What is asked
Wherever "size" appears in a line, list that line.

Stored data
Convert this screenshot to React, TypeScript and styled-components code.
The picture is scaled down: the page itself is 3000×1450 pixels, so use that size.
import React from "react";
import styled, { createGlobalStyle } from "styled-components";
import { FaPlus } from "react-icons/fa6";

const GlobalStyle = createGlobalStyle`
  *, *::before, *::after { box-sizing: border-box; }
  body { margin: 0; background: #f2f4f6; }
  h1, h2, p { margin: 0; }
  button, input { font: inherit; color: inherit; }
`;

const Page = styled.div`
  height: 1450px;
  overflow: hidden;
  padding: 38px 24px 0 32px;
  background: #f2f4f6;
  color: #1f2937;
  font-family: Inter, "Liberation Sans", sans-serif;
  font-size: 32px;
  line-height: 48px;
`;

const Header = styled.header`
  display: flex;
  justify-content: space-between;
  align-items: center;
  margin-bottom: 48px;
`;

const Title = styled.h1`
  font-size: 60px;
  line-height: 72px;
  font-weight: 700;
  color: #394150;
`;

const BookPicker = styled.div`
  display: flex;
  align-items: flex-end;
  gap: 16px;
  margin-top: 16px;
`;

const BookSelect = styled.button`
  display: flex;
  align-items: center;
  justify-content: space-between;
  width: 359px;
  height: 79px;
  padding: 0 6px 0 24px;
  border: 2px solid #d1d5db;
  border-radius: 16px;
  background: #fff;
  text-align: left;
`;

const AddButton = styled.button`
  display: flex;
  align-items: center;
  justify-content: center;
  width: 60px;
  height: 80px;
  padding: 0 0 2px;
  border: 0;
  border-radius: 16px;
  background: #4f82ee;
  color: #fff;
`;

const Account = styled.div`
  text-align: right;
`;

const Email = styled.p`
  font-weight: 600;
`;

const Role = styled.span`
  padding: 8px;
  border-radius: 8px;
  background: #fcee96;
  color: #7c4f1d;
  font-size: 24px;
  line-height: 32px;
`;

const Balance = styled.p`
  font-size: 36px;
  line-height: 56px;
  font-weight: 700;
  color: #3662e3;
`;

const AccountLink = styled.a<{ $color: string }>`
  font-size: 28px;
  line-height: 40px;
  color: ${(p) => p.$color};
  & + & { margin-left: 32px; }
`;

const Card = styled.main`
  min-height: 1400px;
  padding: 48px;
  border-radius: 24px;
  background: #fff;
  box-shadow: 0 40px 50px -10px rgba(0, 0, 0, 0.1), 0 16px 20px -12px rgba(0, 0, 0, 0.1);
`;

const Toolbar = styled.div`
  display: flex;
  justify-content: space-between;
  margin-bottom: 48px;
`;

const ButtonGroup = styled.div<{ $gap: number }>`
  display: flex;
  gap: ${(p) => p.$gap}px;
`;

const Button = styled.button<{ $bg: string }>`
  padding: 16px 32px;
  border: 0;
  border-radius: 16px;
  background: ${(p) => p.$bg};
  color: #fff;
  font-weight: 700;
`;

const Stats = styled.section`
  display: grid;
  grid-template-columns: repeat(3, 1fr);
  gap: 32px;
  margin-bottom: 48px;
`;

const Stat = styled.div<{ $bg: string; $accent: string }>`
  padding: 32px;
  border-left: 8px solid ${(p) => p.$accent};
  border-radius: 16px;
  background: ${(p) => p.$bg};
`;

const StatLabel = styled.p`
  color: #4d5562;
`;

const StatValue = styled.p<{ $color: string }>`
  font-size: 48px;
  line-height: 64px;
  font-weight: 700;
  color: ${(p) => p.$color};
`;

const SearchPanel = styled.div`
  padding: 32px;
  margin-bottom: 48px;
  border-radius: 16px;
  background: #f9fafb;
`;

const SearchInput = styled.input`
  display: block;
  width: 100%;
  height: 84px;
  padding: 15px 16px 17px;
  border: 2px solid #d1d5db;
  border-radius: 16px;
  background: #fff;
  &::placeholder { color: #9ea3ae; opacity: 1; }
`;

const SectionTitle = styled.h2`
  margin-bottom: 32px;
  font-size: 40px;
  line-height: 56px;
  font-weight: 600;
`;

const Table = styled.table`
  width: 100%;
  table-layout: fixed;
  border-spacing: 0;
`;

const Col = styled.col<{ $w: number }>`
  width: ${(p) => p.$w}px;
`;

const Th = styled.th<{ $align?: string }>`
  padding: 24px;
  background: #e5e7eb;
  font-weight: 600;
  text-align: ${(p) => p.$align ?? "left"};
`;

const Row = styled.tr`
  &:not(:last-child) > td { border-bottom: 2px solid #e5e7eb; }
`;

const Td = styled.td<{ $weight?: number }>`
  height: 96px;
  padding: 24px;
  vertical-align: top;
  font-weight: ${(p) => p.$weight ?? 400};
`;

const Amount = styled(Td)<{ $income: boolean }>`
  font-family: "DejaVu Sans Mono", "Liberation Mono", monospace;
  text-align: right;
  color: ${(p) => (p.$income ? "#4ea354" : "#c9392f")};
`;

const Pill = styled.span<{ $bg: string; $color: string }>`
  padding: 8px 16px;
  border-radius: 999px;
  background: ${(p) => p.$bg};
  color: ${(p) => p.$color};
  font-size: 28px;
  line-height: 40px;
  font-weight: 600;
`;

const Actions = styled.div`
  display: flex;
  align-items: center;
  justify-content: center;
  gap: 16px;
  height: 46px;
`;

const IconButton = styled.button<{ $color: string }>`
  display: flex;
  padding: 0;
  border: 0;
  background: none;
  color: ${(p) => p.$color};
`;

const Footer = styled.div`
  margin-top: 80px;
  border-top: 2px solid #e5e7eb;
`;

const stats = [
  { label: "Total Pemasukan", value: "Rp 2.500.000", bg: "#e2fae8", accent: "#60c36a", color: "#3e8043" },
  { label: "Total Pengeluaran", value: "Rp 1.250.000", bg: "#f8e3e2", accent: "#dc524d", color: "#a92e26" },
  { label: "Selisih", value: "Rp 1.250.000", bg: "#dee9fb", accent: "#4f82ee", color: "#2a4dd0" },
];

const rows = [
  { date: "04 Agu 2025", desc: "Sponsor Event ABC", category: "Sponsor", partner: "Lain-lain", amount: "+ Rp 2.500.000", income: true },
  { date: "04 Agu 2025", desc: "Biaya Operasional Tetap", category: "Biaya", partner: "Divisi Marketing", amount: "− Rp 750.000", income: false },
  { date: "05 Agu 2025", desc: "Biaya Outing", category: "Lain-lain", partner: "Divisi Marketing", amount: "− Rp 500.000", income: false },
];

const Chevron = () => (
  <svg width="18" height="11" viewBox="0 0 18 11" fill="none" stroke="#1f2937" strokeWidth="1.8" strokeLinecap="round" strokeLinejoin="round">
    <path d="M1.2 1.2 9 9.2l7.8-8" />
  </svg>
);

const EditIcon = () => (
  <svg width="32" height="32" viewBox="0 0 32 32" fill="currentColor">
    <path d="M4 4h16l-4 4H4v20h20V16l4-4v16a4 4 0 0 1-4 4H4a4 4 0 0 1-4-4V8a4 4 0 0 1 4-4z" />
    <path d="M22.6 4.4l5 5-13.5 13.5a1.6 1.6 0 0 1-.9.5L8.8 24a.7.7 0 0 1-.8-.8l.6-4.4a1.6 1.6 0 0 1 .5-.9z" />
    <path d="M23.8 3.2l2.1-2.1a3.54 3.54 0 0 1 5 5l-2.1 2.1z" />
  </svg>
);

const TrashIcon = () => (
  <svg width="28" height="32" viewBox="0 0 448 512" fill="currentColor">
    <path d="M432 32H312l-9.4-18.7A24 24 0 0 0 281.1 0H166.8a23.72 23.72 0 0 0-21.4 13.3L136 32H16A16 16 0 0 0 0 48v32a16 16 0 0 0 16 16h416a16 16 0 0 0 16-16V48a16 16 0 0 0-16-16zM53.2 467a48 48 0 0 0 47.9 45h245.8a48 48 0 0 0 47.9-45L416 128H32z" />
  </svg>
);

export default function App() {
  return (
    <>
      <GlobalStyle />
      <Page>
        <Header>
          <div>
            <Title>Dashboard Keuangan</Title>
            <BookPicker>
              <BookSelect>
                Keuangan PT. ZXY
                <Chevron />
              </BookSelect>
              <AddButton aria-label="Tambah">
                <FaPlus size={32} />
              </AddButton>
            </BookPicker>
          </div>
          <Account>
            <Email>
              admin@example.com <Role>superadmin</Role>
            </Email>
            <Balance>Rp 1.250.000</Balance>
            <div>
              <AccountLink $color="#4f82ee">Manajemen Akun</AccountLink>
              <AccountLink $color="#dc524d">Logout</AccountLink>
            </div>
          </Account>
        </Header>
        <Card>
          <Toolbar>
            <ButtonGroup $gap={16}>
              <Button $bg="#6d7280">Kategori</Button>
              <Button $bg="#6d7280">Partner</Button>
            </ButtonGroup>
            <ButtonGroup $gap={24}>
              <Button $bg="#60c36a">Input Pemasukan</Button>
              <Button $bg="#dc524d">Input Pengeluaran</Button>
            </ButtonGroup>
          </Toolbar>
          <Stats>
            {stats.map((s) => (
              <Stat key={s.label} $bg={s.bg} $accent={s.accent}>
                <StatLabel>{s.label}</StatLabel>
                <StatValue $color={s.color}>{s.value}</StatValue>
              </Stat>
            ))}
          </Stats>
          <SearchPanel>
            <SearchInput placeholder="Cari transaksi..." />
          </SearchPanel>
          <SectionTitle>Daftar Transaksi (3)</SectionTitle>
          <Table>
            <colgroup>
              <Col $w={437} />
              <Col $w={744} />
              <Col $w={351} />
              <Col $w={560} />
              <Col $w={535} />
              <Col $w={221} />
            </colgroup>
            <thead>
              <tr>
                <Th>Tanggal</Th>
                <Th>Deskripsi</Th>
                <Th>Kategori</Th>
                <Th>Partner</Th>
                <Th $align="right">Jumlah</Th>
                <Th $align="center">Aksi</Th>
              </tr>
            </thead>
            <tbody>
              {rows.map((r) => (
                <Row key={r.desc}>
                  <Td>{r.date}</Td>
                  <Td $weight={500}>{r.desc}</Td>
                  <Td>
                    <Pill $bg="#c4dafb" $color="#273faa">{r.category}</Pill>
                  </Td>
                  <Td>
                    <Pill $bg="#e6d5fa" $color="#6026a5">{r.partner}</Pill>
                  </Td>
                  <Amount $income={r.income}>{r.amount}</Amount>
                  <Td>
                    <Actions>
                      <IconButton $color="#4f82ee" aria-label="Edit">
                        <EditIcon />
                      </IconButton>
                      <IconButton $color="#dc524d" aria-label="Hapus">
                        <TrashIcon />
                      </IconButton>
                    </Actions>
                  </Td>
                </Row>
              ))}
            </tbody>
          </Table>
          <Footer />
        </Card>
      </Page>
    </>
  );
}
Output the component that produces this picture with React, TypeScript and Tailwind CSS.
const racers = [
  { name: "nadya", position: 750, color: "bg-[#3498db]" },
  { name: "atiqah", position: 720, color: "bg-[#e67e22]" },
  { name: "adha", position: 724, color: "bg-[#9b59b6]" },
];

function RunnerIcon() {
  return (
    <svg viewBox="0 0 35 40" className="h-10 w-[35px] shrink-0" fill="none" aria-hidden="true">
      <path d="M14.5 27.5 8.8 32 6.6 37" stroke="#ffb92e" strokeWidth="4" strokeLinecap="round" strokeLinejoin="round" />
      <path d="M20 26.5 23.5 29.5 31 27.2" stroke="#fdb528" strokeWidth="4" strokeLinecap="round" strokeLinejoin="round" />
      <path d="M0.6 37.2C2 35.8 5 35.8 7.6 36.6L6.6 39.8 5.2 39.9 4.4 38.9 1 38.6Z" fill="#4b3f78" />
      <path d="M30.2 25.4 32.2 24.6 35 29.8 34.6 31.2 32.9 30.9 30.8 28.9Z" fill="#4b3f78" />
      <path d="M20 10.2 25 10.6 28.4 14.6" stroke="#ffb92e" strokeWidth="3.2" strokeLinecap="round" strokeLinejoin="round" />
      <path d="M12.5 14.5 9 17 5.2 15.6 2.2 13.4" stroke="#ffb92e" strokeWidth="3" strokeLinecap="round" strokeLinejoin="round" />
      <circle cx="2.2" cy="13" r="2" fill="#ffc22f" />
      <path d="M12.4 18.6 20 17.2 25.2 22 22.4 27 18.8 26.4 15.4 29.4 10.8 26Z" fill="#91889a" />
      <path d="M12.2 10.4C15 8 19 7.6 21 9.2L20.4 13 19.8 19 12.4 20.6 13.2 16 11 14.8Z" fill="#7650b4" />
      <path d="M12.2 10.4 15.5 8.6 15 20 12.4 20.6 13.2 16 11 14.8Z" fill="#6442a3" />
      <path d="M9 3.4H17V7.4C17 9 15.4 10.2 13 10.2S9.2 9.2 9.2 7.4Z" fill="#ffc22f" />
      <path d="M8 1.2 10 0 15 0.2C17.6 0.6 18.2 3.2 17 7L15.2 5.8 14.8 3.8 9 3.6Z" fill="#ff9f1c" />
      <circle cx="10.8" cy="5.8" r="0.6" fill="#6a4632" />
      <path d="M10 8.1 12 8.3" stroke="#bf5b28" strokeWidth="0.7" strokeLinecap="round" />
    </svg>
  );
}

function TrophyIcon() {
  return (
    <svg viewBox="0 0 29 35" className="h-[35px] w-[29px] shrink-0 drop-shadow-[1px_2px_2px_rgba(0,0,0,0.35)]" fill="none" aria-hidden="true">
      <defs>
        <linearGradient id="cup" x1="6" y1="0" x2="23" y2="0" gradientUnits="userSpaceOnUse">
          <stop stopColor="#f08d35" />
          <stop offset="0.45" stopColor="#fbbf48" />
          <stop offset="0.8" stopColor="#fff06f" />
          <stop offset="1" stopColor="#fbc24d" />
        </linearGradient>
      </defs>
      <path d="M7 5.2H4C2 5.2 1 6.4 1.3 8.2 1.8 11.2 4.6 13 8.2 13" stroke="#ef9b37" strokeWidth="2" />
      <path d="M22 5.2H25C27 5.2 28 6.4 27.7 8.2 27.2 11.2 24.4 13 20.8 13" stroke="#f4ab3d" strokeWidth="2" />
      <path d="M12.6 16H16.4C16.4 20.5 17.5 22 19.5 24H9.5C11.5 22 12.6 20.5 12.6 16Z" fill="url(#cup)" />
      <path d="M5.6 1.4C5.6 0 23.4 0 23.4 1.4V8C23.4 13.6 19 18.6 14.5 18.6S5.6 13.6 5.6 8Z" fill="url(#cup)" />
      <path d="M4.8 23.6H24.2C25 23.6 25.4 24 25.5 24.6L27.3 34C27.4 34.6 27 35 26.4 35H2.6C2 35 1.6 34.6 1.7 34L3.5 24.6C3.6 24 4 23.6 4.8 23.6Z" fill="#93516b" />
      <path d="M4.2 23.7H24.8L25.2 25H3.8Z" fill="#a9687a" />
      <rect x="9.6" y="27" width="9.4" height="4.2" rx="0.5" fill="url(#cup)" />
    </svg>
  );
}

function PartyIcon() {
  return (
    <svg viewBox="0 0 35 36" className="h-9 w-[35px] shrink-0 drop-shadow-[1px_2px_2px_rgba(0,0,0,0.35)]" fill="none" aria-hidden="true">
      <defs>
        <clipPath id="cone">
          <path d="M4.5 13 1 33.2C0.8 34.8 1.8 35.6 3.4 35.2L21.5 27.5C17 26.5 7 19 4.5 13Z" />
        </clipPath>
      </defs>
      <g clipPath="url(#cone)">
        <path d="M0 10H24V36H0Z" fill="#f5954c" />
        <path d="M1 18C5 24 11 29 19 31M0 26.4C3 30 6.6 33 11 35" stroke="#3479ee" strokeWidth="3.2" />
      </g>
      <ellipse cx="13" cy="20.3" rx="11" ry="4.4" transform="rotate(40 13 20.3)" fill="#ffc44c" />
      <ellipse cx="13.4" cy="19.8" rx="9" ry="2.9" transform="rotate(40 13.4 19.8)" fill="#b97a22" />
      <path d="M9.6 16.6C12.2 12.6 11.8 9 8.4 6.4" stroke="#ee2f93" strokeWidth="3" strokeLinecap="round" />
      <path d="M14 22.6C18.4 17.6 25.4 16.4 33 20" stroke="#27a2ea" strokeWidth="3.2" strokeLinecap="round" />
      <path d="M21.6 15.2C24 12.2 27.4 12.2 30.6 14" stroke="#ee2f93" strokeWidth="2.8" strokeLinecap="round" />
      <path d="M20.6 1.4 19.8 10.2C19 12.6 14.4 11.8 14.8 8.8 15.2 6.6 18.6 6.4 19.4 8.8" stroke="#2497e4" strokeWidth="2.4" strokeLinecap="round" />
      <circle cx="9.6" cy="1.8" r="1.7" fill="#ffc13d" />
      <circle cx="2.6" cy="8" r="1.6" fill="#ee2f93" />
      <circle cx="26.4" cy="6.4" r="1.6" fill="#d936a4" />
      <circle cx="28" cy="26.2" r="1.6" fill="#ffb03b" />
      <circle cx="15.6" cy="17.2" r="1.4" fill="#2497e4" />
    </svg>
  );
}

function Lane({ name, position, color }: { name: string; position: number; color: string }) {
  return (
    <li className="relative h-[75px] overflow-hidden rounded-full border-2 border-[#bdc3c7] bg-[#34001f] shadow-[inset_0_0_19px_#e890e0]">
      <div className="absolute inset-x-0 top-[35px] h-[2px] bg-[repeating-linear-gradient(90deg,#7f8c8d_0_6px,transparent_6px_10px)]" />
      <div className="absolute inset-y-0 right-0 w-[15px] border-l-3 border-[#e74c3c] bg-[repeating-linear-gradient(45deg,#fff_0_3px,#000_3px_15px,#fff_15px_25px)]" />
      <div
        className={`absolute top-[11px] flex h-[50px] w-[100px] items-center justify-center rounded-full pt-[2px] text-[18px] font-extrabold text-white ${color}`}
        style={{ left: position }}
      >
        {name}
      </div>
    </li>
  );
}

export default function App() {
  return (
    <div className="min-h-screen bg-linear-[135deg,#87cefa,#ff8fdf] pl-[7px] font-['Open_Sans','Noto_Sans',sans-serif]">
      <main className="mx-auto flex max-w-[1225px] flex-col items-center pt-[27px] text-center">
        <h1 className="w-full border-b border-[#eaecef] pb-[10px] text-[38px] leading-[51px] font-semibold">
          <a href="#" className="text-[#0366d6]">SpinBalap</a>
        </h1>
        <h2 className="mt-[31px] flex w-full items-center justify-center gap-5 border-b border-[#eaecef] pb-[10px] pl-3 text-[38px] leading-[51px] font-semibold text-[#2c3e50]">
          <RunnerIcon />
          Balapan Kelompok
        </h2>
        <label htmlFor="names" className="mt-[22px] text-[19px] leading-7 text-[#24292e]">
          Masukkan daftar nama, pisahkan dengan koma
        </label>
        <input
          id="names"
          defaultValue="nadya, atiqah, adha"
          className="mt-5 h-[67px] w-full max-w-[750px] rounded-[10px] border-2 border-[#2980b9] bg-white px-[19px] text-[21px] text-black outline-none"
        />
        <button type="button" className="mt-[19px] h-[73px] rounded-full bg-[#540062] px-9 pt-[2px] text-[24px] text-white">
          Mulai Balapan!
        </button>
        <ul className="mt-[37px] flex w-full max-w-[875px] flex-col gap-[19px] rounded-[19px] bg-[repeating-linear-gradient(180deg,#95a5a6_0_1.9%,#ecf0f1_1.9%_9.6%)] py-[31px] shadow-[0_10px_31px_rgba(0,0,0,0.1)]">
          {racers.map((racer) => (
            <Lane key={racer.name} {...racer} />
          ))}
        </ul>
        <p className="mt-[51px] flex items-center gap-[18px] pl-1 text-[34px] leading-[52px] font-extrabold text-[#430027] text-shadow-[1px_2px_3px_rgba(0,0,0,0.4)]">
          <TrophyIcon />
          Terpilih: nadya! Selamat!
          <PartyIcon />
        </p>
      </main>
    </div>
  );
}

Correct output
The picture is scaled down: the page itself is 3000×1450 pixels, so use that size.
  font-size: 32px;
  font-size: 60px;
  font-size: 24px;
  font-size: 36px;
  font-size: 28px;
  font-size: 48px;
  font-size: 40px;
  font-size: 28px;
                <FaPlus size={32} />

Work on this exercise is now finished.